In other words, a simplified implementation of to_enum looks a bit like:

class Object
  def to_enum
    MyEnumerator.new self
  end
end

And the MyEnumerator class (which is simplified from this excellent StackOverflow answer) is:

class MyEnumerator
  include Enumerable

  def initialize(obj)
    @fiber = Fiber.new do  # Spin up a new fiber.
      obj.each do |value|  # Run the internal iterator on it.
        Fiber.yield(value) # When it yields a value, suspend
                           # the fiber and emit the value.
      end
      raise StopIteration  # Then signal that we're done.
    end
  end

  def next
    @fiber.resume          # When the next value is requested,
                           # resume the fiber.
  end
end

Iteration or concurrency?

I started this two-parter with a question about how you can make iteration beautiful and easy to work with. This leads us to wanting both internal and external iteration, and the ability to go from one to the other. The piece needed to really make that work is an easy way to create a new callstack. And fibers are a great answer for that.
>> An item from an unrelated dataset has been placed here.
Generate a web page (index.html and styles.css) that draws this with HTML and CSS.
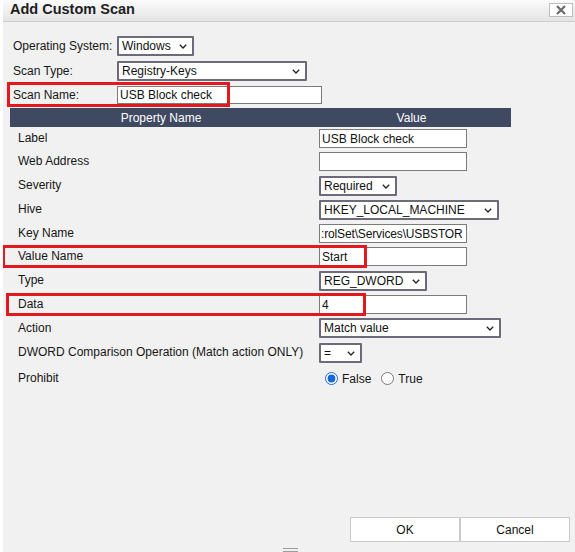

But what I find interesting is where we arrived at. We started talking about iteration, one of the most shallow of flow control structures. But look where we ended up. Fibers are a concurrency mechanism. Concurrency is way over in the deep end of language features.

I don’t think this is a coincidence. If you look at iteration, it actually is about concurrency. You’ve got two “threads” of behavior: one that’s generating values and one that’s consuming them. You need to run these two threads together and coordinate them. That is concurrency. We’re just so used to it, that we don’t think of it that way.

Wait, what about Magpie?

I screwed myself over here. The secret agenda of this pair of posts was to trick you into reading about my language by promising to teach you something about other languages you may actually use in real life.

If we’re both lucky you did learn something, but I haven’t gotten to my language yet. Alas, I’m already 5,000 words in and I’ve surely exhausted your patience. I guess Magpie will have to wait for a later post. Trust me, though. It’s awesome. Promise.